Chemistry: It’s not fun

Recently, I was listening to a talk at a conference. The speaker told us how he had his students do something-or-other because it was fun. He specifically mentioned that he wasn’t too concerned with what students learned, as long as they had “fun”.

I wasn’t pleased.

For one thing, the 110 hours we have for grade 11 or 12 chemistry is rarely that. Once snow days, long-running assemblies, sporting events, and whatever else crops up are factored in, we’re behind the eight ball, time-wise. I’m not Scrooge, but I don’t do class Christmas parties or take it easy on the last day. There simply isn’t time.

What there is time for is getting the work done. And the best way to do that is to tell students that learning chemistry is serious business: it isn’t easy; it takes a lot of time and effort. The fun comes later; when a student realizes that he or she really understands the topic at hand, and can see how that topic relates to prior learning — in chemistry or in another course.

If we send a message that high school chemistry is all about having fun and not about hard work, we insult students’ intelligence; we send them — and their parents — a false message.

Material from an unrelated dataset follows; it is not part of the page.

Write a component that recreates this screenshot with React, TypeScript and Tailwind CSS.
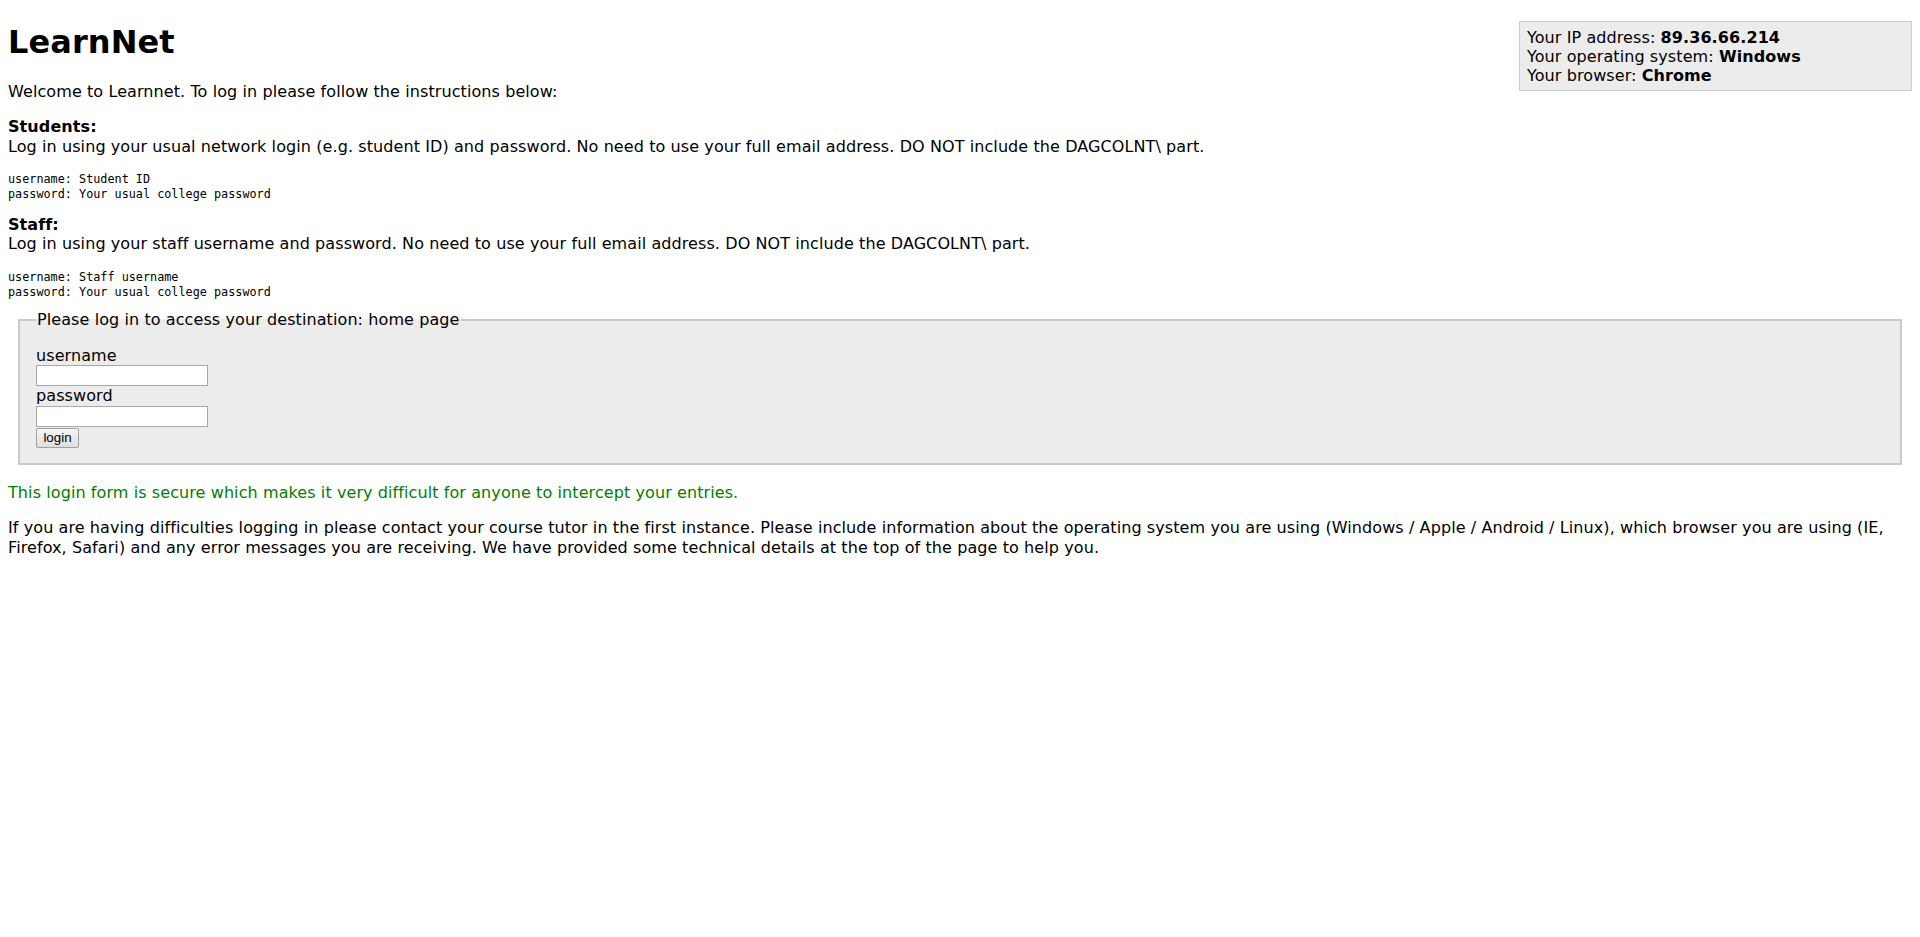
import React from "react";

const body = "font-['DejaVu_Sans','Verdana',sans-serif] text-[16px] leading-[19.44px] tracking-[0.09px] text-black";
const mono = "font-['DejaVu_Sans_Mono','Liberation_Mono',monospace] text-[11.8px] leading-[14.6px] tracking-normal text-black whitespace-pre";

export default function App() {
  return (
    <div className={`min-h-[937px] bg-white px-[8px] pt-[8px] pb-[8px] ${body}`}>
      <div className="float-right mt-[13px] w-[393px] border border-[#cccccc] bg-[#ececec] px-[7px] pt-[5.5px] pb-[4px]">
        <div>
          Your IP address: <b>89.36.66.214</b>
        </div>
        <div>
          Your operating system: <b>Windows</b>
        </div>
        <div>
          Your browser: <b>Chrome</b>
        </div>
      </div>

      <h1 className="mt-[15px] text-[32px] leading-[38.9px] font-bold">LearnNet</h1>

      <p className="mt-[20px]">Welcome to Learnnet. To log in please follow the instructions below:</p>

      <p className="mt-[16px]">
        <b>Students:</b>
        <br />
        Log in using your usual network login (e.g. student ID) and password. No need to use your full email
        address. DO NOT include the DAGCOLNT\ part.
      </p>
      <div className={`mt-[15.9px] ${mono}`}>
        {"username: Student ID\npassword: Your usual college password"}
      </div>

      <p className="mt-[13.7px]">
        <b>Staff:</b>
        <br />
        Log in using your staff username and password. No need to use your full email address. DO NOT include
        the DAGCOLNT\ part.
      </p>
      <div className={`mt-[16.3px] ${mono}`}>
        {"username: Staff username\npassword: Your usual college password"}
      </div>

      <fieldset className="mx-[10px] mt-[10.5px] border-2 border-[#c9c9c9] bg-[#ececec] px-[16px] pt-[16.7px] pb-[15px]">
        <legend className="px-[1px]">Please log in to access your destination: home page</legend>
        <label className="block">username</label>
        <input
          type="text"
          className="block h-[21px] w-[172px] border border-[#a9a9a9] bg-white px-[2px] text-[13px]"
        />
        <label className="block">password</label>
        <input
          type="password"
          className="block h-[21px] w-[172px] border border-[#a9a9a9] bg-white px-[2px] text-[13px]"
        />
        <button
          type="button"
          className="mt-[1px] block h-[20px] w-[43px] rounded-[2px] border border-[#a0a0a0] bg-gradient-to-b from-[#f6f6f6] to-[#dedede] font-['Liberation_Sans',Arial,sans-serif] text-[13.33px] leading-[16px] tracking-normal text-black"
        >
          login
        </button>
      </fieldset>

      <p className="mt-[18.2px] text-[#008000]">
        This login form is secure which makes it very difficult for anyone to intercept your entries.
      </p>

      <p className="mt-[16px]">
        If you are having difficulties logging in please contact your course tutor in the first instance. Please
        include information about the operating system you are using (Windows / Apple / Android / Linux), which
        browser you are using (IE,
        <br />
        Firefox, Safari) and any error messages you are receiving. We have provided some technical details at the
        top of the page to help you.
      </p>
    </div>
  );
}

Before you think that I’m all about seriousness and hard-assed-ness, let me explain. Like many of you, I open grade 11 chemistry with a beefed-up Remsen Demonstration. The reaction of a copper penny reacting with concentrated nitric acid is a spectacle. But to leave it at that, or to walk away from the teachable moment, turns chemistry into entertainment. There is so much interesting chemistry associated with this demonstration that by focusing only on the cool-looking colour changes, we sell kids short. So what if they don’t know much chemistry on the first day? Get the ball rolling — talk about the chemical reactions, represent them with chemical equations, discuss the states of matter, talk about the hazards of concentrated nitric acid and of its power as an oxidizing agent . . . you get the idea.

Properly done, we do students a huge favour by telling them like it is: chemistry is not a walk in the park, but if you understand where you’re going, the trip can be rewarding.


  1. M. Hauben and G.W. Rayner-Canham, "The Remsen Demonstration: 'Nitric Acid Acts upon Copper'," Journal of College Science Teaching, 25(5), 368-371 (1996), freely available online — just Goggle “Remsen, Hauben and Rayner-Canham”.